Here’s How It Could Work
1. Leadership Sets the Direction
Leadership’s role is simple: communicate the strategy so clearly that everyone understands where the company is going and what matters most. Based on that strategy, leadership sets a big company-wide OKR set—a bold, inspiring goal that acts as a north star for everyone to follow.
2. Teams Decide Their Own OKRs
Once the company OKRs are set, teams can figure out what they need to do. Maybe they align directly with the company objectives. Maybe they focus on something specific to their function that’s critical for the quarter. Either way, they don’t need to wait for approval—they just start moving.
3. Address Problems As They Arise
Decoupling doesn’t mean mistakes won’t happen. It just means you trust your team enough to act. And when something does go wrong, you handle it. It will take the courage to have the rare hard conversation, but the overall gain in speed and morale is worth it.
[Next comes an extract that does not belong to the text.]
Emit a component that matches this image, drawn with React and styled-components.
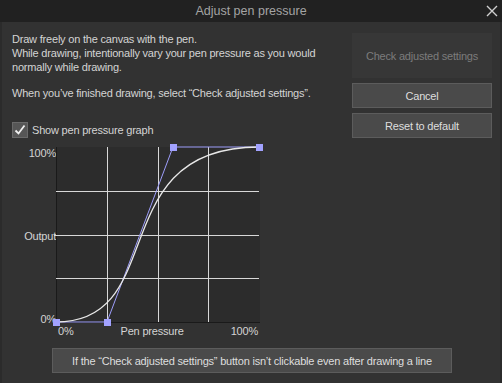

You can still get another set of eyes on your OKRs but now it’s recommended not required.
Why Decoupling
Decoupling is built on trust and clarity. If the strategy is clear, teams don’t need someone looking over their shoulder to make sure their OKRs are “aligned.” They already know. And when you’ve hired smart, capable people, they don’t need micromanagement to figure out what to do.
It also forces leadership to focus on what really matters: communication. If your team doesn’t know what to work on without an alignment check, that’s not a process problem—it’s a leadership problem. Decoupling puts the responsibility for clarity where it belongs: at the top.
The Benefits of Decoupling
1. You Move Faster
Teams don’t have to wait for approvals. They set their goals and get to work.
2. Teams Take Ownership
When teams define their own OKRs, they take greater responsibility for achieving them.
3. Sharper Focus
Without the distraction of alignment reviews, everyone can focus on execution.
4. Built-In Resilience
When things change—as they always do—teams can pivot quickly without waiting for top-down guidance.
Getting Back to Work
Decoupling OKRs doesn’t mean giving up on alignment. It’s about trusting your people to align naturally when the strategy is clear and the vision is strong. If leadership does its job well, teams shouldn’t need layers of approval to know they’re on the right track.
Alignment reviews don’t stop mistakes—they just slow everything down. What stops mistakes is hiring great people, setting a clear direction, and trusting them to figure out the rest.